EXERCISE PROMPT - Copy all lines of the listing that include the string "React".

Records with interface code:
## BEGIN

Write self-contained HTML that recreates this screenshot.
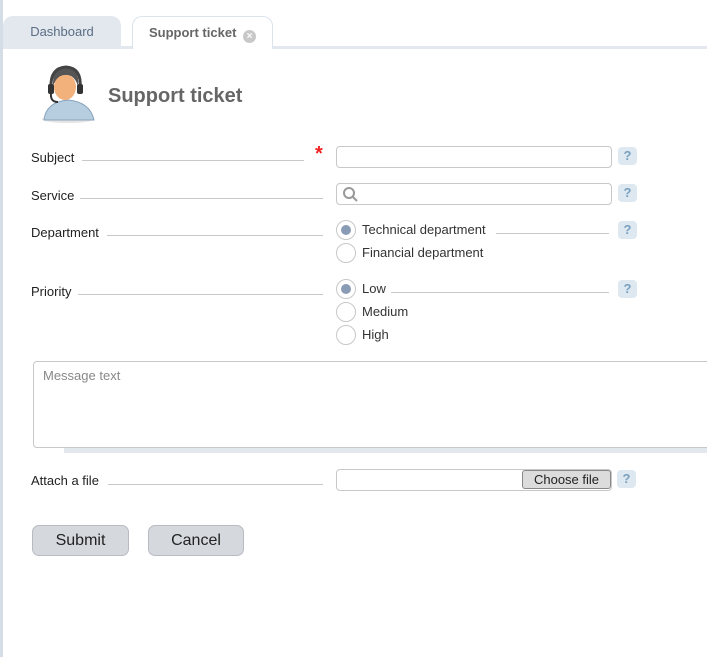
<!DOCTYPE html>
<html><head><meta charset="utf-8"><style>
*{box-sizing:border-box}
body{margin:0;width:707px;height:657px;background:#fff;font-family:"Liberation Sans",Arial,sans-serif;font-size:13px;color:#222;position:relative;overflow:hidden}
.abs{position:absolute}
.lb{position:absolute;left:31px;font-size:13px;display:flex;align-items:flex-end}
.dots{position:absolute;border-bottom:1px solid #c8c8c8;height:1px}
.inp{position:absolute;border:1px solid #c8c8c8;border-radius:4px;background:#fff}
.q{position:absolute;width:19px;height:18px;border-radius:4px;background:#dde8f0;color:#7aa0bf;font-weight:bold;font-size:13px;text-align:center;line-height:18px}
.rad{position:absolute;width:20px;height:20px;border-radius:50%;border:1px solid #c8c8c8;background:#fff}
.rad.on::after{content:"";position:absolute;left:4px;top:4px;width:10px;height:10px;border-radius:50%;background:#8a9bb5}
.rt{position:absolute;font-size:13px;color:#333}
.btn{position:absolute;height:31px;border:1px solid #b8bcc2;border-radius:7px;background:#d5d8dd;font-size:16px;color:#222;text-align:center;line-height:29px}
</style></head><body>
<div class="abs" style="left:0;top:0;width:3px;height:657px;background:#d4dce6"></div>
<div class="abs" style="left:3px;top:46px;width:704px;height:3px;background:#e3e8ee"></div>
<div class="abs" style="left:3px;top:16px;width:118px;height:32px;background:#e3e8ee;border-radius:10px 10px 0 0;text-align:center;line-height:32px;color:#5a6d85;font-size:13px">Dashboard</div>
<div class="abs" style="left:132px;top:16px;width:141px;height:33px;background:#fff;border:1px solid #dbe3ec;border-bottom:none;border-radius:10px 10px 0 0;line-height:31px;font-weight:bold;color:#666;font-size:13px;padding-left:16px">Support ticket <span style="display:inline-block;width:13px;height:13px;border-radius:50%;background:#c8c8c8;color:#fff;font-size:10px;line-height:13px;text-align:center;vertical-align:-2px;margin-left:3px">×</span></div>
<svg class="abs" style="left:38px;top:62px" width="62" height="62" viewBox="0 0 62 62">
<ellipse cx="30" cy="57" rx="26" ry="4" fill="#ccc" opacity=".5"/>
<path d="M6 58 Q8 40 30 38 Q52 40 56 58Z" fill="#b7cde0" stroke="#8aa3bb"/>
<ellipse cx="27" cy="25" rx="11" ry="13" fill="#f2b07a"/>
<path d="M15 24 Q14 6 28 5 Q42 6 40 24 Q36 12 27 13 Q19 13 15 24Z" fill="#555"/>
<path d="M13 26 Q12 6 28 5 Q44 6 42 26" fill="none" stroke="#444" stroke-width="3"/>
<rect x="10" y="22" width="6" height="10" rx="2" fill="#333"/><rect x="39" y="22" width="6" height="10" rx="2" fill="#333"/>
<path d="M13 31 Q12 40 20 40" stroke="#333" stroke-width="2" fill="none"/>
</svg>
<div class="abs" style="left:108px;top:85px;font-size:20px;font-weight:bold;color:#666">Support ticket</div>

<div class="lb" style="top:150px">Subject</div><div class="dots" style="left:82px;top:160px;width:222px"></div>
<div class="abs" style="left:315px;top:143px;color:#e22;font-size:20px;font-weight:bold">*</div>
<div class="inp" style="left:336px;top:146px;width:276px;height:22px"></div>
<div class="q" style="left:618px;top:147px">?</div>

<div class="lb" style="top:188px">Service</div><div class="dots" style="left:80px;top:198px;width:243px"></div>
<div class="inp" style="left:336px;top:183px;width:276px;height:22px"></div>
<svg class="abs" style="left:342px;top:186px" width="18" height="18"><circle cx="7" cy="7" r="5" fill="none" stroke="#999" stroke-width="2"/><line x1="11" y1="11" x2="15" y2="15" stroke="#999" stroke-width="2"/></svg>
<div class="q" style="left:618px;top:184px">?</div>

<div class="lb" style="top:225px">Department</div><div class="dots" style="left:107px;top:235px;width:216px"></div>
<div class="rad on" style="left:336px;top:220px"></div><div class="rt" style="left:362px;top:222px">Technical department</div>
<div class="dots" style="left:496px;top:233px;width:113px"></div>
<div class="q" style="left:618px;top:221px">?</div>
<div class="rad" style="left:336px;top:243px"></div><div class="rt" style="left:362px;top:245px">Financial department</div>

<div class="lb" style="top:284px">Priority</div><div class="dots" style="left:78px;top:294px;width:245px"></div>
<div class="rad on" style="left:336px;top:279px"></div><div class="rt" style="left:362px;top:281px">Low</div>
<div class="dots" style="left:391px;top:292px;width:218px"></div>
<div class="q" style="left:618px;top:280px">?</div>
<div class="rad" style="left:336px;top:302px"></div><div class="rt" style="left:362px;top:304px">Medium</div>
<div class="rad" style="left:336px;top:325px"></div><div class="rt" style="left:362px;top:327px">High</div>

<div class="abs" style="left:64px;top:446px;width:643px;height:7px;background:#e3e8ee"></div>
<div class="inp" style="left:33px;top:361px;width:690px;height:87px;padding:6px 9px;color:#888;font-size:13px">Message text</div>

<div class="lb" style="top:473px">Attach a file</div><div class="dots" style="left:108px;top:484px;width:215px"></div>
<div class="inp" style="left:336px;top:469px;width:276px;height:22px"></div>
<div class="abs" style="left:522px;top:470px;width:89px;height:19px;background:#dcdcdc;border:1px solid #888;border-radius:3px;text-align:center;line-height:17px;font-size:13px">Choose file</div>
<div class="q" style="left:617px;top:470px">?</div>

<div class="btn" style="left:32px;top:525px;width:97px">Submit</div>
<div class="btn" style="left:148px;top:525px;width:96px">Cancel</div>
</body></html>
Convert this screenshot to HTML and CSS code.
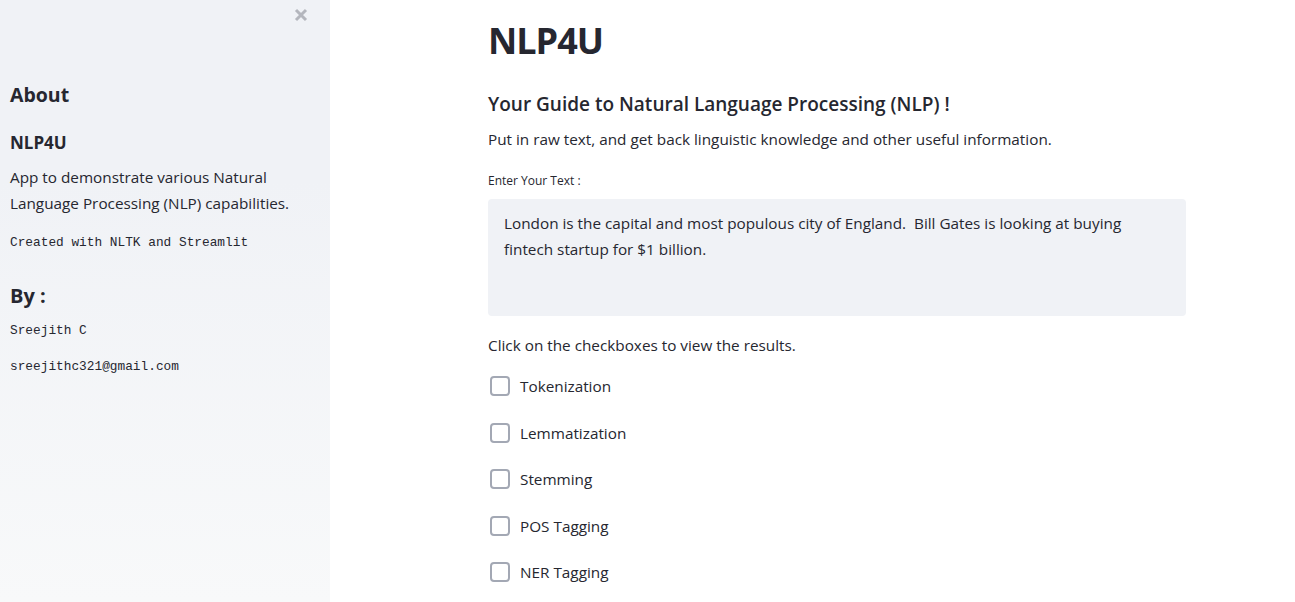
FILE: index.html
```html
<!DOCTYPE html>
<html lang="en">
<head>
<meta charset="utf-8">
<title>NLP4U</title>
<link rel="stylesheet" href="styles.css">
</head>
<body>
<div class="app">
  <aside class="sidebar">
    <div class="sidebar-top">
      <button class="close" aria-label="Close sidebar">
        <svg width="14" height="14" viewBox="0 0 14 14"><path d="M2 2 L12 12 M12 2 L2 12" stroke="#b4b6bd" stroke-width="3" stroke-linecap="butt"/></svg>
      </button>
    </div>
    <h2 class="side-h2">About</h2>
    <h3 class="side-h3">NLP4U</h3>
    <p class="side-p">App to demonstrate various Natural Language Processing (NLP) capabilities.</p>
    <p class="mono mono-created">Created with NLTK and Streamlit</p>
    <h2 class="side-by">By :</h2>
    <p class="mono mono-name">Sreejith C</p>
    <p class="mono mono-mail">sreejithc321@gmail.com</p>
  </aside>
  <main class="main">
    <div class="block">
      <h1 class="title">NLP4U</h1>
      <h3 class="subtitle">Your Guide to Natural Language Processing (NLP) !</h3>
      <p class="text intro">Put in raw text, and get back linguistic knowledge and other useful information.</p>
      <label class="label" for="txt">Enter Your Text :</label>
      <div class="textarea" id="txt">London is the capital and most populous city of England.&nbsp; Bill Gates is looking at buying fintech startup for $1 billion.</div>
      <p class="text click">Click on the checkboxes to view the results.</p>
      <div class="checks">
        <div class="check"><span class="box"></span><span>Tokenization</span></div>
        <div class="check"><span class="box"></span><span>Lemmatization</span></div>
        <div class="check"><span class="box"></span><span>Stemming</span></div>
        <div class="check"><span class="box"></span><span>POS Tagging</span></div>
        <div class="check"><span class="box"></span><span>NER Tagging</span></div>
      </div>
    </div>
  </main>
</div>
</body>
</html>
```

FILE: styles.css
```css
* { box-sizing: border-box; }
html, body { margin: 0; padding: 0; height: 100%; }
body {
  font-family: "Open Sans", "Noto Sans", sans-serif;
  color: #262730;
  background: #ffffff;
  overflow: hidden;
}
h1, h2, h3, p { margin: 0; }

.app { display: flex; height: 602px; }

.sidebar {
  width: 330px;
  flex: none;
  background: linear-gradient(180deg, #f0f2f6 0%, #f0f2f6 30%, #f8f9fa 100%);
  padding: 0 10px;
  display: flex;
  flex-direction: column;
}
.sidebar-top {
  display: flex;
  justify-content: flex-end;
  padding: 8px 12px 0 0;
  height: 80px;
}
.close {
  border: 0; background: none; padding: 0; width: 14px; height: 14px; cursor: pointer;
}
.side-h2 { font-size: 19.5px; font-weight: 700; line-height: 30px; }
.side-h3 { font-size: 17px; font-weight: 700; line-height: 26px; margin-top: 20px; }
.side-p { font-size: 15.3px; line-height: 26px; margin-top: 8px; }
.mono { font-family: "Liberation Mono", "DejaVu Sans Mono", monospace; font-size: 12.8px; line-height: 20px; }
.mono-created { margin-top: 17px; }
.side-by { font-size: 20px; font-weight: 700; line-height: 32px; margin-top: 27px; }
.mono-name { margin-top: 9px; }
.mono-mail { margin-top: 16px; }

.main { flex: 1; padding-left: 158px; }
.block { width: 698px; padding-top: 15px; }
.title { font-size: 36px; font-weight: 700; line-height: 52px; letter-spacing: -1px; }
.subtitle { font-size: 19px; font-weight: 600; line-height: 30px; margin-top: 22px; }
.text { font-size: 15.3px; line-height: 24px; }
.intro { margin-top: 8px; }
.label { display: block; font-size: 12px; line-height: 16px; margin-top: 22px; }
.textarea {
  margin-top: 10px;
  height: 117px;
  background: #f0f2f6;
  border-radius: 4px;
  padding: 11px 16px;
  font-size: 15.3px;
  line-height: 26px;
}
.click { margin-top: 17px; }
.checks { display: flex; flex-direction: column; gap: 22.5px; margin-top: 17px; }
.check { display: flex; align-items: center; height: 24px; font-size: 15.3px; }
.box {
  width: 20px; height: 20px;
  border: 2px solid #a3a8b4;
  border-radius: 4px;
  margin: 0 10px 0 2px;
  background: #fff;
}
```
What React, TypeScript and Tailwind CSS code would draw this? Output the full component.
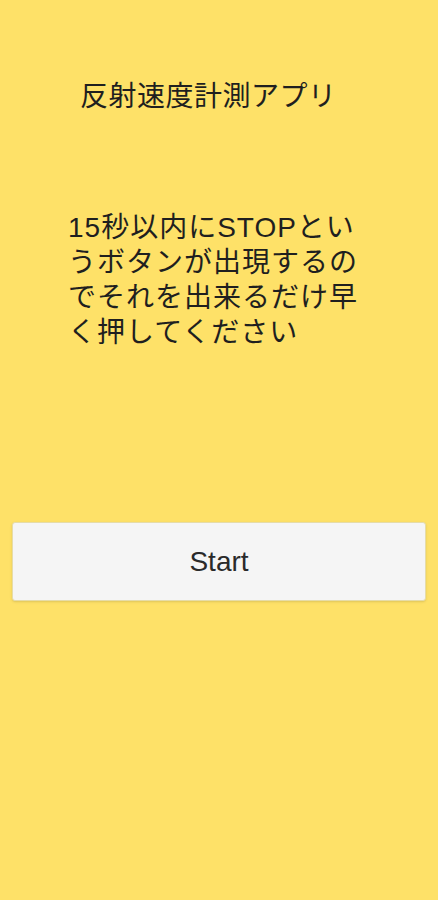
import React from 'react';

const App: React.FC = () => {
  return (
    <div
      className="w-full h-[900px] bg-[#fee168] flex flex-col text-[#1f1f1f]"
      style={{ fontFamily: '"Liberation Sans", "Noto Sans CJK JP", sans-serif' }}
    >
      {/* Title */}
      <h1 className="mt-[80px] pl-[80px] text-[28px] leading-[34px] tracking-[0.5px] font-normal">反射速度計測アプリ</h1>

      {/* Instructions */}
      <p className="mt-[96px] ml-[68px] w-[298px] text-[28px] leading-[35px] tracking-[1px] break-all">
        15秒以内にSTOPというボタンが出現するのでそれを出来るだけ早く押してください
      </p>

      {/* Start button */}
      <div className="mt-[172px] px-[12px]">
        <button className="w-full h-[79px] bg-[#f5f5f5] rounded-[3px] border border-[#e6dca8] shadow-sm text-[28px] text-[#2a2a2a]">
          Start
        </button>
      </div>
    </div>
  );
};

export default App;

## END

THE REPLY -
What React, TypeScript and Tailwind CSS code would draw this? Output the full component.
import React from 'react';
const App: React.FC = () => {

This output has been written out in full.